Questions for financial institutions, he said, include: "Do they warehouse risk? Do they borrow short and lend long? And will their failure impact the financial system? Functional consistency is the key, and capital consistency should follow functional consistency."
"Every institution has the right to lose all the money they want, but no one has the right to impose their dysfunctionality on others in the system," he said. An uneven application of rules can only worsen the threat of system risk, he said.
Mr. Pandit pointed to the recent unprecedented opening of the Federal Reserve Board discount window to nonbank dealers, a move that a month earlier could have helped Bear Stearns Cos. in its final days when its capital base was depleted.
"But by definition, unprecedented events set a precedent," he said. "And regardless of whether that window is officially opened or closed, the market now assumes that it will be opened if necessary on an ad hoc basis. This is a hot topic of debate in the U.S. as you can imagine."
Asked if hedge funds that lend should be subject to oversight, Mr. Pandit said one has to take into account whether an institution is "systemically important."

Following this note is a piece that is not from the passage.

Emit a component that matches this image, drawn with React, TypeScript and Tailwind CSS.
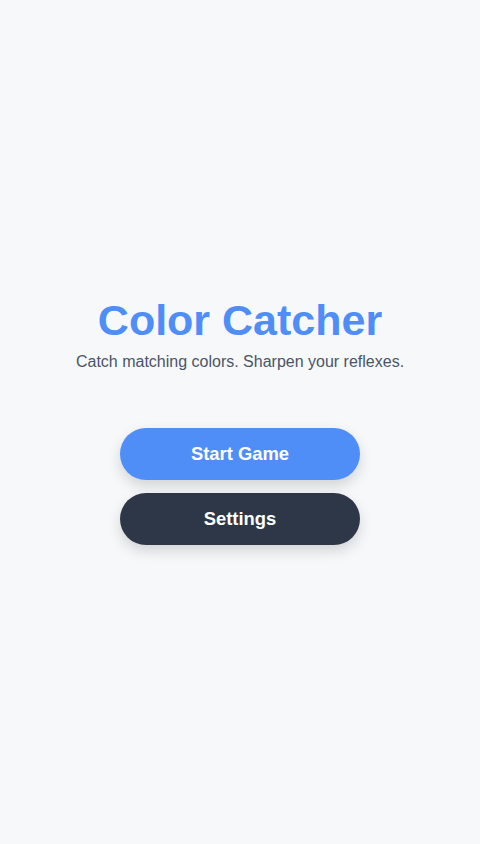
export default function App() {
  return (
    <div
      className="min-h-screen w-full bg-[#f7f8fa] flex flex-col items-center justify-center px-6"
      style={{ fontFamily: '"Liberation Sans", Arial, sans-serif' }}
    >
      <h1 className="text-[43px] leading-[1.2] font-bold text-[#4f8ef7]">Color Catcher</h1>
      <p className="mt-[3px] text-base leading-6 text-[#4a5568]">
        Catch matching colors. Sharpen your reflexes.
      </p>
      <div className="mt-[54px] mb-[4px] flex flex-col gap-[13px]">
        <button className="w-[240px] h-[52px] rounded-full bg-[#4f8ef7] text-white text-[18.4px] font-bold shadow-[0_6px_14px_rgba(0,0,0,0.15)]">
          Start Game
        </button>
        <button className="w-[240px] h-[52px] rounded-full bg-[#2d3748] text-white text-[18.4px] font-bold shadow-[0_6px_14px_rgba(0,0,0,0.15)]">
          Settings
        </button>
      </div>
    </div>
  );
}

"Once a company gets large enough to impact the financial system, shouldn't it operate under the same systemic-risk umbrella in terms of capital, liquidity, and transparency?" he said.
Mr. Pandit said the summertime will be important, because that is when the housing market is the most active.
"Home sales will indicate whether we are on a short or long rebalancing path," he said, referring to banks' rebalancing of the balance sheet through asset disposals, capital increases, and changing the duration of their funding.